— START OF RECORDS PROVIDED —
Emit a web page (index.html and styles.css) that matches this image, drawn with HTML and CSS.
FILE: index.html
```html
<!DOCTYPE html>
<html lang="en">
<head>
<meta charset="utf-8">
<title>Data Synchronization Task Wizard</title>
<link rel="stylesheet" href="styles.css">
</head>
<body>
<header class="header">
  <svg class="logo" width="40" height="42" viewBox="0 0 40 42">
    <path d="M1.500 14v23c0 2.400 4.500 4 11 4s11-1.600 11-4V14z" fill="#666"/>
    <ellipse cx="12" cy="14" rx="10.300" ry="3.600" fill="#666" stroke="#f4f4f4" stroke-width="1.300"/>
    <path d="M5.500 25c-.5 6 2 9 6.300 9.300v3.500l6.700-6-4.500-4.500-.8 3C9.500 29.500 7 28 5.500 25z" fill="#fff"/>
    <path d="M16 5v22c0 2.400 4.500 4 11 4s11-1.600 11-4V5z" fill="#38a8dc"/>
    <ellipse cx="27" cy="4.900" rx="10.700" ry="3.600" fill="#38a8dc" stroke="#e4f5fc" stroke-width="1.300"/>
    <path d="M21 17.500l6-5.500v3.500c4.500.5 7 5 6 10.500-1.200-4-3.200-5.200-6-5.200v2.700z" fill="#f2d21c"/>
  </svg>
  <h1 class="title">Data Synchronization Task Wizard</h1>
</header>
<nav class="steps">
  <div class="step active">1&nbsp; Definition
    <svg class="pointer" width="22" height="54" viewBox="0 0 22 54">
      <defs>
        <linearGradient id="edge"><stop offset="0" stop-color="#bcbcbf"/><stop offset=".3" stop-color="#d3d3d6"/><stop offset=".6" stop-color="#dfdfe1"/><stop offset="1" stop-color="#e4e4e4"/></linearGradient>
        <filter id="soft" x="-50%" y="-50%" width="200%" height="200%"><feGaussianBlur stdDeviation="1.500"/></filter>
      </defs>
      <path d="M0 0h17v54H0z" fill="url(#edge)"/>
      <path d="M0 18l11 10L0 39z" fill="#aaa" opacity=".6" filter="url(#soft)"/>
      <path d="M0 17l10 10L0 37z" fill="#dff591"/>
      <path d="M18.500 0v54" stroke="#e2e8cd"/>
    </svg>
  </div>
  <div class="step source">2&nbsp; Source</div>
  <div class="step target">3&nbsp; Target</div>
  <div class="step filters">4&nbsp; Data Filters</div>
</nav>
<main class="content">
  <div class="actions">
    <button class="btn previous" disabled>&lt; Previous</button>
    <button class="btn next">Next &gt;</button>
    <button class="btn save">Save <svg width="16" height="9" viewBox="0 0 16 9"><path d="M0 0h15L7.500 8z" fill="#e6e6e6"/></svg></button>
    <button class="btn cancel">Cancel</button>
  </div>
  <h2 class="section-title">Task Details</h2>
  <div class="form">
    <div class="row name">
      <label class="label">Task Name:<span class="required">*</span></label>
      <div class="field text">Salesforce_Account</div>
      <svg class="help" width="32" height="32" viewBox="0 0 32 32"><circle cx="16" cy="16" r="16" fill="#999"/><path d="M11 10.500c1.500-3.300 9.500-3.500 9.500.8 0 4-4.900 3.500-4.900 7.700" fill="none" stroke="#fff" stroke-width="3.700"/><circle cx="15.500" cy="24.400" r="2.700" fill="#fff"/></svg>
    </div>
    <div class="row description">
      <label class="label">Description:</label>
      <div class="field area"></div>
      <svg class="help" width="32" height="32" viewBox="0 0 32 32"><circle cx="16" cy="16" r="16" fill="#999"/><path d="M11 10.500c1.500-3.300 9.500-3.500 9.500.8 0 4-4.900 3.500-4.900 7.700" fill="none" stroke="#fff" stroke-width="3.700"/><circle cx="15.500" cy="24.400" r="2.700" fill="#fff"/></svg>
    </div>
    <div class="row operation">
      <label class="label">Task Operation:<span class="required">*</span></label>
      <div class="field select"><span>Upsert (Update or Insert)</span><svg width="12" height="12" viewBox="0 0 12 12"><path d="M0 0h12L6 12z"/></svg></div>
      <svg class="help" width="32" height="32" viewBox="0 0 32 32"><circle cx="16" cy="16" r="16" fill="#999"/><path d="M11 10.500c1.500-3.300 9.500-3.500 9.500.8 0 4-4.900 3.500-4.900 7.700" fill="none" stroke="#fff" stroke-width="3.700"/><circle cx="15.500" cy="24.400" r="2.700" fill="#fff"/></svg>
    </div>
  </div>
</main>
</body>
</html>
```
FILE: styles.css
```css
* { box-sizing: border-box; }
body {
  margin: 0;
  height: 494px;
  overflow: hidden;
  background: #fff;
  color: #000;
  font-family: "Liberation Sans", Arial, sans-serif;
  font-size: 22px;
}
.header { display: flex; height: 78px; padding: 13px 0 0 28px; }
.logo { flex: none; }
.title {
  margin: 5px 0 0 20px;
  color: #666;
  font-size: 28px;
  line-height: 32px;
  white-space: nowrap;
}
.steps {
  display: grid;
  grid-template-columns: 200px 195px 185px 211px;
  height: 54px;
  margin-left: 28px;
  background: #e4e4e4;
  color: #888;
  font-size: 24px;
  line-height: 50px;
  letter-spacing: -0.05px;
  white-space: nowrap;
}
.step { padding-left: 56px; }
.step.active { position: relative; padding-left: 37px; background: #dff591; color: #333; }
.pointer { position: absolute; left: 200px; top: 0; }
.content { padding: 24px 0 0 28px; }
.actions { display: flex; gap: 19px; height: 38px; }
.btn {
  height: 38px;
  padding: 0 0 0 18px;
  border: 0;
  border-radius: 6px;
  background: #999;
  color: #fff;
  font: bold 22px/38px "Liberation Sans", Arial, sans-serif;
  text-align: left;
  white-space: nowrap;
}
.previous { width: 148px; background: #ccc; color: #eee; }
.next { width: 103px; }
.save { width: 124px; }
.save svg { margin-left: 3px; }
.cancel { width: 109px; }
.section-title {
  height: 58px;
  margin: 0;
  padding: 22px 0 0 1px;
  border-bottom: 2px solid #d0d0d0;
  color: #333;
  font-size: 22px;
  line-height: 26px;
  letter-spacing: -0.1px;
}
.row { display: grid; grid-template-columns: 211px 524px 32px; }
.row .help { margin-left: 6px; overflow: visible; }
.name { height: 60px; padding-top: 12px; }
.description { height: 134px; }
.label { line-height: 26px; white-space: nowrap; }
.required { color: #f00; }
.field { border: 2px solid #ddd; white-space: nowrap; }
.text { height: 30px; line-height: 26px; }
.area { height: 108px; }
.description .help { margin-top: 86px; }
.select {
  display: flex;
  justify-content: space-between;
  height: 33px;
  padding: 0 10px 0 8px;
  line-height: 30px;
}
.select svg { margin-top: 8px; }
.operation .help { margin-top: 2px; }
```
— END OF RECORDS PROVIDED —
— START OF RECORDS PROVIDED —
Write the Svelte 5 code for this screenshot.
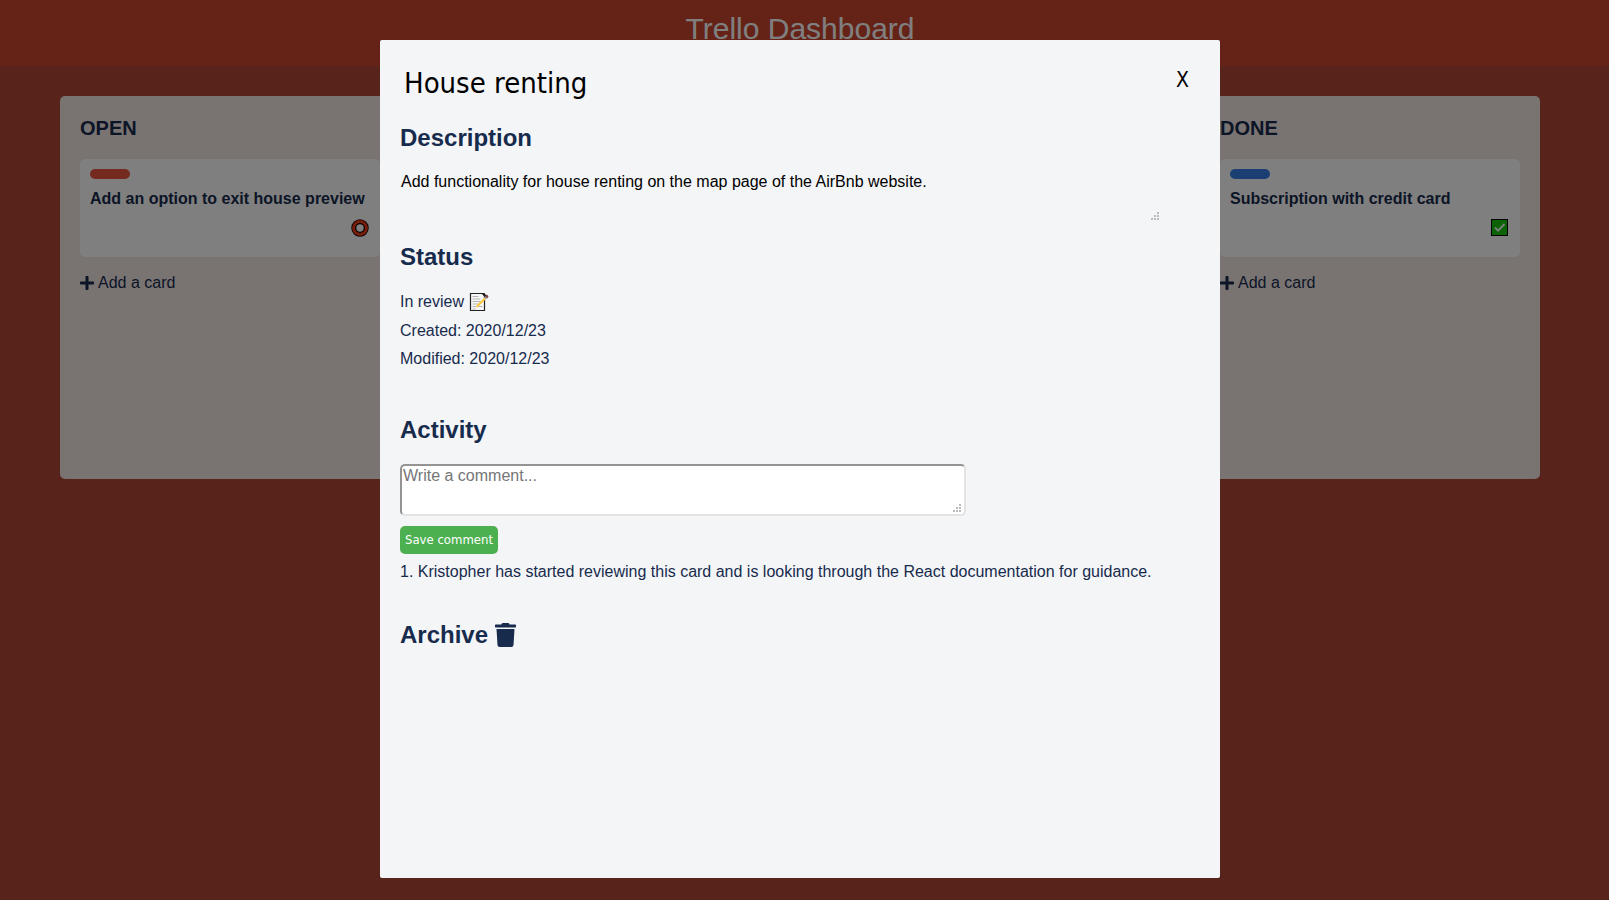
— END OF RECORDS PROVIDED —
Where a line in the material contains "styles", copy that line.

• RESULT OF THE TASK:
Emit a web page (index.html and styles.css) that matches this image, drawn with HTML and CSS.
<link rel="stylesheet" href="styles.css">
FILE: styles.css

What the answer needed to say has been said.